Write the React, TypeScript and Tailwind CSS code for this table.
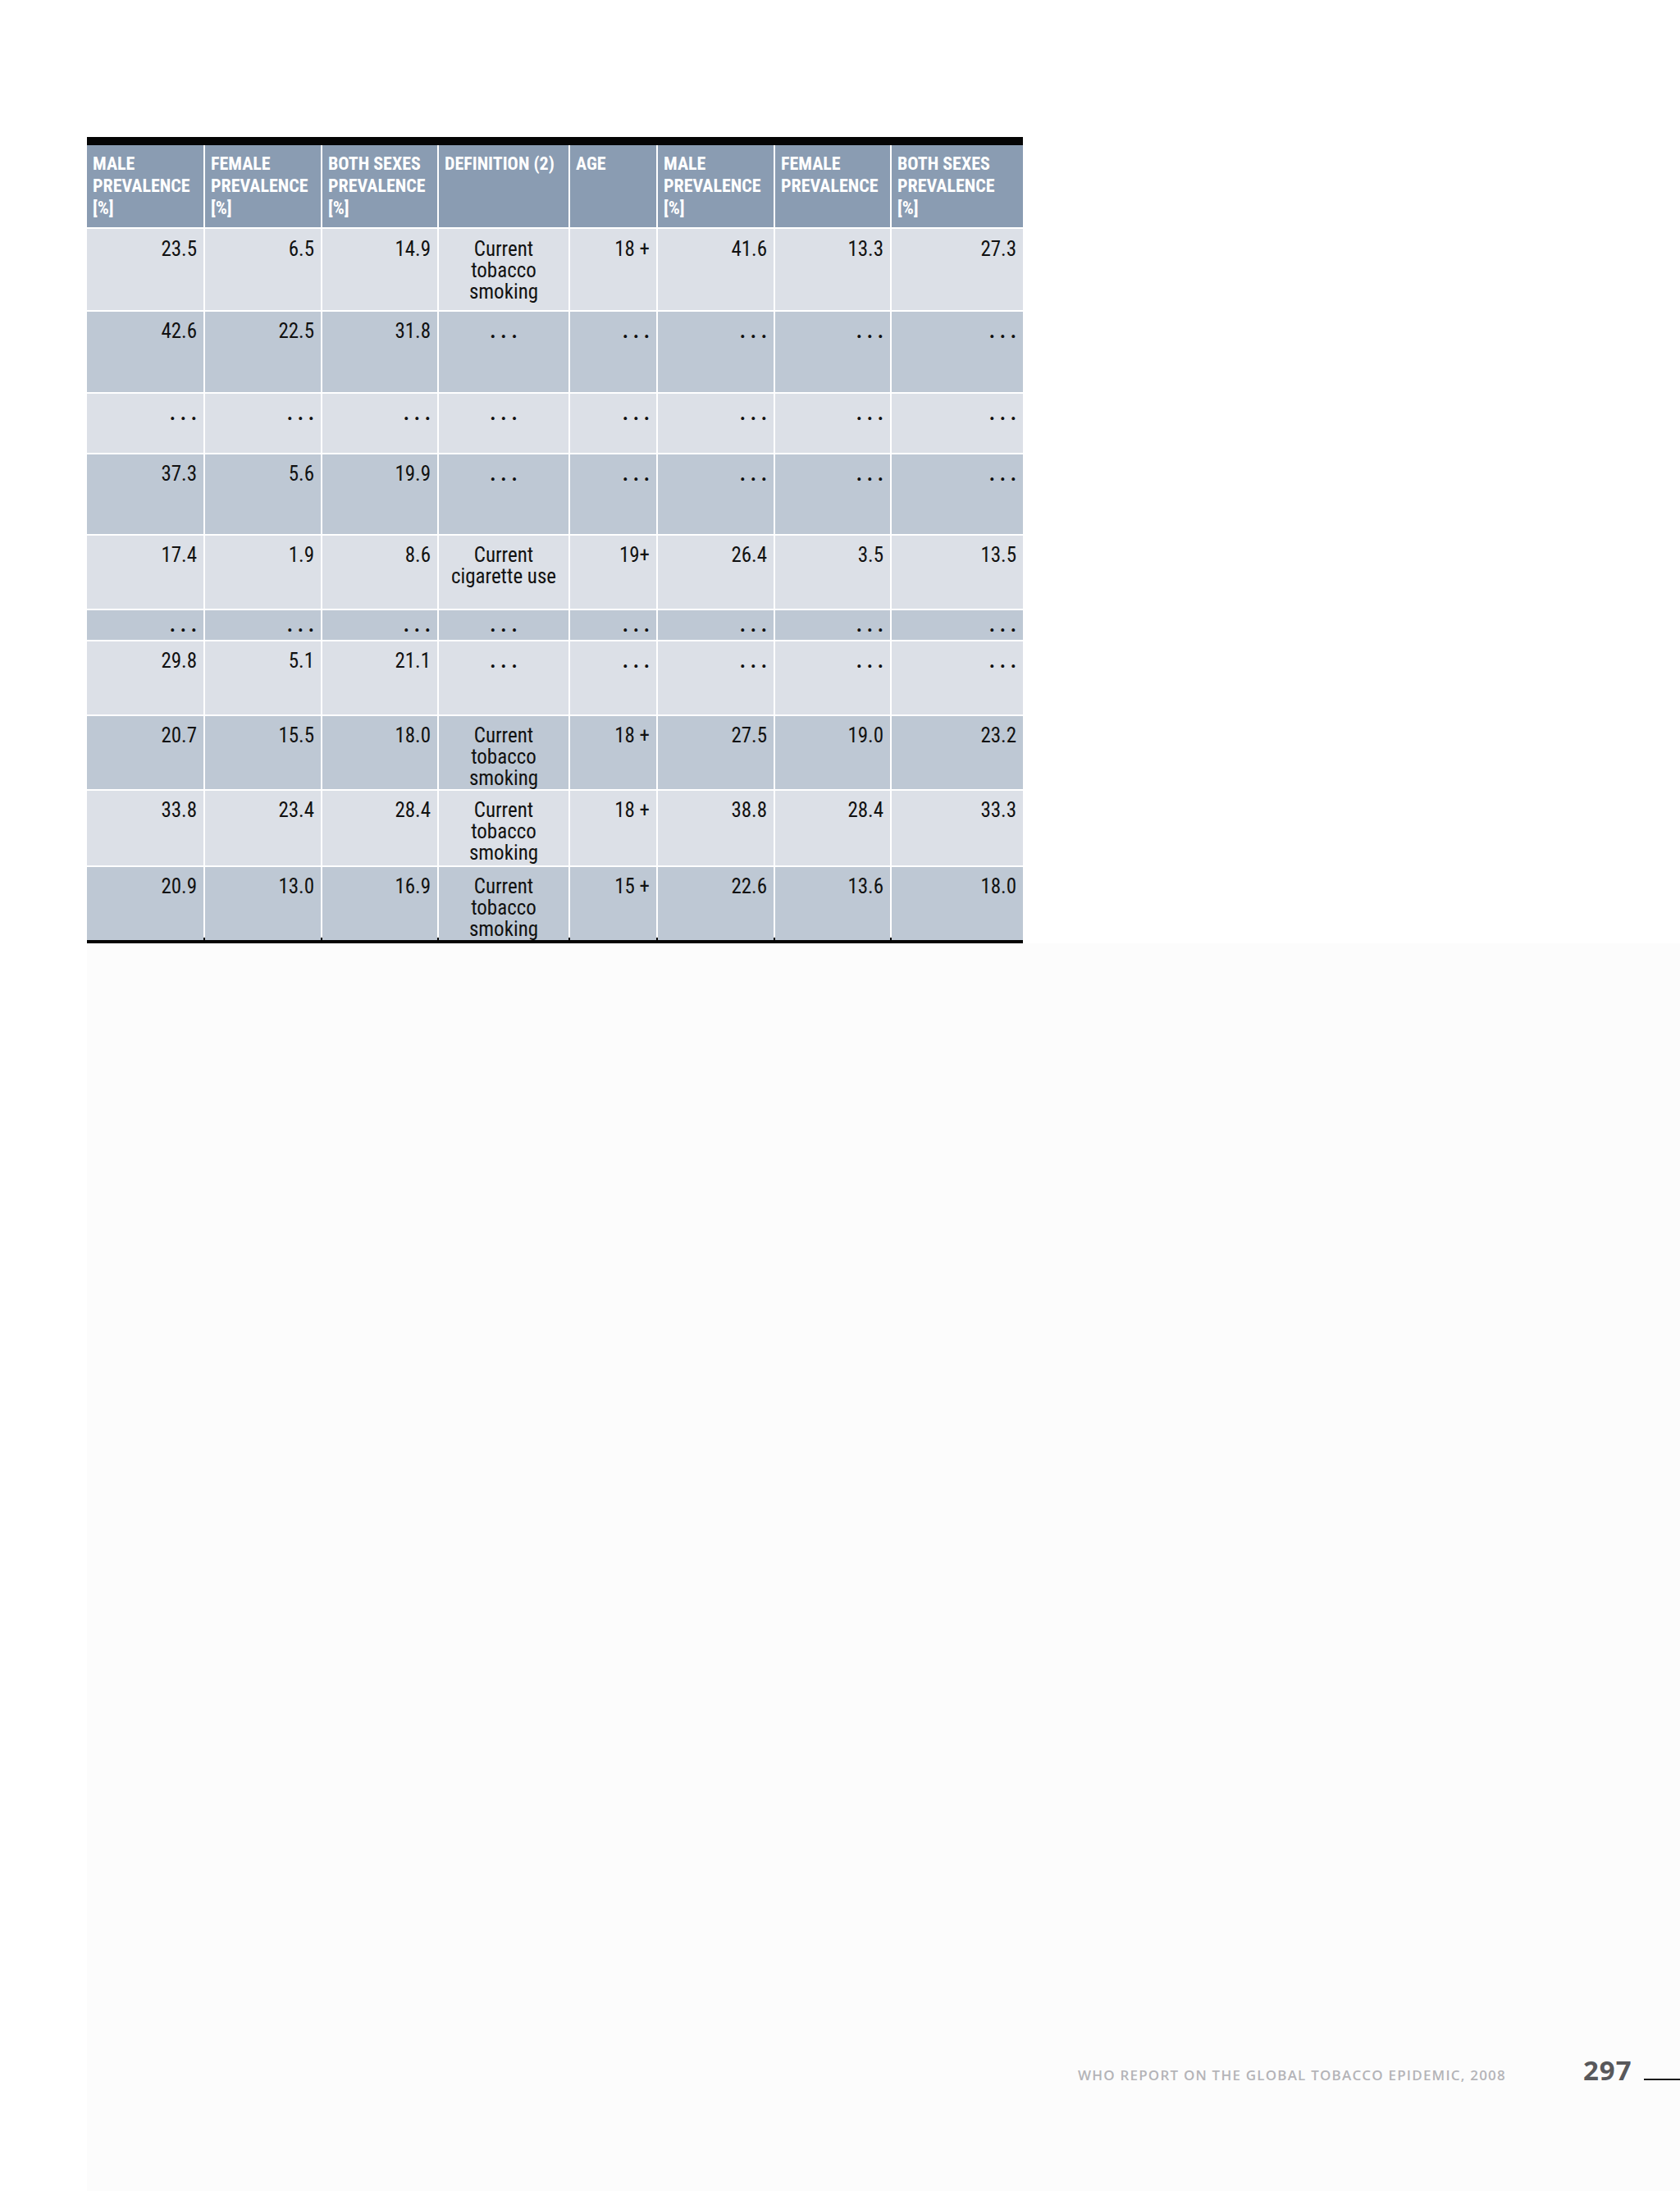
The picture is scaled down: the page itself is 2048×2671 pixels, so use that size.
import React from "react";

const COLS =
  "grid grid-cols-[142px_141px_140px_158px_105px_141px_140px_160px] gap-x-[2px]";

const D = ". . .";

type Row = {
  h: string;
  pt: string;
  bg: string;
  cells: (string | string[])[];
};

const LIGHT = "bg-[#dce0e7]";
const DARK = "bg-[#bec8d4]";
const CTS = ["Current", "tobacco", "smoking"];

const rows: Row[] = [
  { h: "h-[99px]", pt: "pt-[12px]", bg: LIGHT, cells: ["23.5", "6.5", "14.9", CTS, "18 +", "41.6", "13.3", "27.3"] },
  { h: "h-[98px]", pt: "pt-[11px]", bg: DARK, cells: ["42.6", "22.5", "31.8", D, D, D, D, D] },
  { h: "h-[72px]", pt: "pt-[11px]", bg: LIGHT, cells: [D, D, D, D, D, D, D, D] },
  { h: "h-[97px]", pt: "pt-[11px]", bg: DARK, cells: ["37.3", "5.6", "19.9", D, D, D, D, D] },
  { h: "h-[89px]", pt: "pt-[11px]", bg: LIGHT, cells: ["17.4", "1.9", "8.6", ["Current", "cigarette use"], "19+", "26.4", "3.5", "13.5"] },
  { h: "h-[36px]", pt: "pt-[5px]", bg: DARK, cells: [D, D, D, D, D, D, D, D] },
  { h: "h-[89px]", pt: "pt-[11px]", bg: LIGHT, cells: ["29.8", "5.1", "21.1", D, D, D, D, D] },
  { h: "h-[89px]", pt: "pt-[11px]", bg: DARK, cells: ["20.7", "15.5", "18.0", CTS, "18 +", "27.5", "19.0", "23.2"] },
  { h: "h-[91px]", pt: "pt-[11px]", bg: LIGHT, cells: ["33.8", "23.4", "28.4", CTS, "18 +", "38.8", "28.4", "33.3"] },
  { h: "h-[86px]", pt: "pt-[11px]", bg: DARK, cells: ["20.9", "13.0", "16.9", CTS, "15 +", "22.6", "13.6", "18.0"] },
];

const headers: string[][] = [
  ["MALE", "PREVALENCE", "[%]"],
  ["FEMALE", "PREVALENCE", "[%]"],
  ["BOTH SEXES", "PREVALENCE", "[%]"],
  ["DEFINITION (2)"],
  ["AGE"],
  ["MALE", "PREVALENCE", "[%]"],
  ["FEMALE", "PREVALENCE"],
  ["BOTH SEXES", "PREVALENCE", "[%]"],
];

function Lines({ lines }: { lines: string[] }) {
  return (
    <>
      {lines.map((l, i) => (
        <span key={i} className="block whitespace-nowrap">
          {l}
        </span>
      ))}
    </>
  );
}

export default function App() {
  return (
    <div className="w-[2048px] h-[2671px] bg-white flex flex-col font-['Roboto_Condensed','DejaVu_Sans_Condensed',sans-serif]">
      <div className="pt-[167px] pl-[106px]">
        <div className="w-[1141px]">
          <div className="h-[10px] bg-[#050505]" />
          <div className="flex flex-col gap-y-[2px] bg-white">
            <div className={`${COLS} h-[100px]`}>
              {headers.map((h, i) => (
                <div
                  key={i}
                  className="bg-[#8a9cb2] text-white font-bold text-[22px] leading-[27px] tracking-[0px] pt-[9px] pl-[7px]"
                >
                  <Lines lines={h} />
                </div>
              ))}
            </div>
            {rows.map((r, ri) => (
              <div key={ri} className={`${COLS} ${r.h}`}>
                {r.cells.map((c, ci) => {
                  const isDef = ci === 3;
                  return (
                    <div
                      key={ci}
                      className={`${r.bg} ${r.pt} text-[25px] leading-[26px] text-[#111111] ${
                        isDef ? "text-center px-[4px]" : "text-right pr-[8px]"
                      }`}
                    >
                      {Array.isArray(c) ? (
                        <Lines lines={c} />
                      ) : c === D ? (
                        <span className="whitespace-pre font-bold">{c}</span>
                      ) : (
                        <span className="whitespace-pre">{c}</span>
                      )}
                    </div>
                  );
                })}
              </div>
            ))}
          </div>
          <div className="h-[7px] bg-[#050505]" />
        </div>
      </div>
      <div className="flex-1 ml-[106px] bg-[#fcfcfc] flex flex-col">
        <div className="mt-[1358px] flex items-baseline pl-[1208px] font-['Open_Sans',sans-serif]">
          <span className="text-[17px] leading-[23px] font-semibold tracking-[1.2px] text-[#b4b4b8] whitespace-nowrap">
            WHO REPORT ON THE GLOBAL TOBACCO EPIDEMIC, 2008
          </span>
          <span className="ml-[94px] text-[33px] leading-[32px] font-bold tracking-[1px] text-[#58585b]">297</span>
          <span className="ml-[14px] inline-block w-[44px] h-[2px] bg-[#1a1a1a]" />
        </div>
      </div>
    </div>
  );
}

Instruction: Return the listing above in full and without alteration, excluding its pictures.

Result of the exercise:
Write the React, TypeScript and Tailwind CSS code for this table.
The picture is scaled down: the page itself is 2048×2671 pixels, so use that size.
import React from "react";

const COLS =
  "grid grid-cols-[142px_141px_140px_158px_105px_141px_140px_160px] gap-x-[2px]";

const D = ". . .";

type Row = {
  h: string;
  pt: string;
  bg: string;
  cells: (string | string[])[];
};

const LIGHT = "bg-[#dce0e7]";
const DARK = "bg-[#bec8d4]";
const CTS = ["Current", "tobacco", "smoking"];

const rows: Row[] = [
  { h: "h-[99px]", pt: "pt-[12px]", bg: LIGHT, cells: ["23.5", "6.5", "14.9", CTS, "18 +", "41.6", "13.3", "27.3"] },
  { h: "h-[98px]", pt: "pt-[11px]", bg: DARK, cells: ["42.6", "22.5", "31.8", D, D, D, D, D] },
  { h: "h-[72px]", pt: "pt-[11px]", bg: LIGHT, cells: [D, D, D, D, D, D, D, D] },
  { h: "h-[97px]", pt: "pt-[11px]", bg: DARK, cells: ["37.3", "5.6", "19.9", D, D, D, D, D] },
  { h: "h-[89px]", pt: "pt-[11px]", bg: LIGHT, cells: ["17.4", "1.9", "8.6", ["Current", "cigarette use"], "19+", "26.4", "3.5", "13.5"] },
  { h: "h-[36px]", pt: "pt-[5px]", bg: DARK, cells: [D, D, D, D, D, D, D, D] },
  { h: "h-[89px]", pt: "pt-[11px]", bg: LIGHT, cells: ["29.8", "5.1", "21.1", D, D, D, D, D] },
  { h: "h-[89px]", pt: "pt-[11px]", bg: DARK, cells: ["20.7", "15.5", "18.0", CTS, "18 +", "27.5", "19.0", "23.2"] },
  { h: "h-[91px]", pt: "pt-[11px]", bg: LIGHT, cells: ["33.8", "23.4", "28.4", CTS, "18 +", "38.8", "28.4", "33.3"] },
  { h: "h-[86px]", pt: "pt-[11px]", bg: DARK, cells: ["20.9", "13.0", "16.9", CTS, "15 +", "22.6", "13.6", "18.0"] },
];

const headers: string[][] = [
  ["MALE", "PREVALENCE", "[%]"],
  ["FEMALE", "PREVALENCE", "[%]"],
  ["BOTH SEXES", "PREVALENCE", "[%]"],
  ["DEFINITION (2)"],
  ["AGE"],
  ["MALE", "PREVALENCE", "[%]"],
  ["FEMALE", "PREVALENCE"],
  ["BOTH SEXES", "PREVALENCE", "[%]"],
];

function Lines({ lines }: { lines: string[] }) {
  return (
    <>
      {lines.map((l, i) => (
        <span key={i} className="block whitespace-nowrap">
          {l}
        </span>
      ))}
    </>
  );
}

export default function App() {
  return (
    <div className="w-[2048px] h-[2671px] bg-white flex flex-col font-['Roboto_Condensed','DejaVu_Sans_Condensed',sans-serif]">
      <div className="pt-[167px] pl-[106px]">
        <div className="w-[1141px]">
          <div className="h-[10px] bg-[#050505]" />
          <div className="flex flex-col gap-y-[2px] bg-white">
            <div className={`${COLS} h-[100px]`}>
              {headers.map((h, i) => (
                <div
                  key={i}
                  className="bg-[#8a9cb2] text-white font-bold text-[22px] leading-[27px] tracking-[0px] pt-[9px] pl-[7px]"
                >
                  <Lines lines={h} />
                </div>
              ))}
            </div>
            {rows.map((r, ri) => (
              <div key={ri} className={`${COLS} ${r.h}`}>
                {r.cells.map((c, ci) => {
                  const isDef = ci === 3;
                  return (
                    <div
                      key={ci}
                      className={`${r.bg} ${r.pt} text-[25px] leading-[26px] text-[#111111] ${
                        isDef ? "text-center px-[4px]" : "text-right pr-[8px]"
                      }`}
                    >
                      {Array.isArray(c) ? (
                        <Lines lines={c} />
                      ) : c === D ? (
                        <span className="whitespace-pre font-bold">{c}</span>
                      ) : (
                        <span className="whitespace-pre">{c}</span>
                      )}
                    </div>
                  );
                })}
              </div>
            ))}
          </div>
          <div className="h-[7px] bg-[#050505]" />
        </div>
      </div>
      <div className="flex-1 ml-[106px] bg-[#fcfcfc] flex flex-col">
        <div className="mt-[1358px] flex items-baseline pl-[1208px] font-['Open_Sans',sans-serif]">
          <span className="text-[17px] leading-[23px] font-semibold tracking-[1.2px] text-[#b4b4b8] whitespace-nowrap">
            WHO REPORT ON THE GLOBAL TOBACCO EPIDEMIC, 2008
          </span>
          <span className="ml-[94px] text-[33px] leading-[32px] font-bold tracking-[1px] text-[#58585b]">297</span>
          <span className="ml-[14px] inline-block w-[44px] h-[2px] bg-[#1a1a1a]" />
        </div>
      </div>
    </div>
  );
}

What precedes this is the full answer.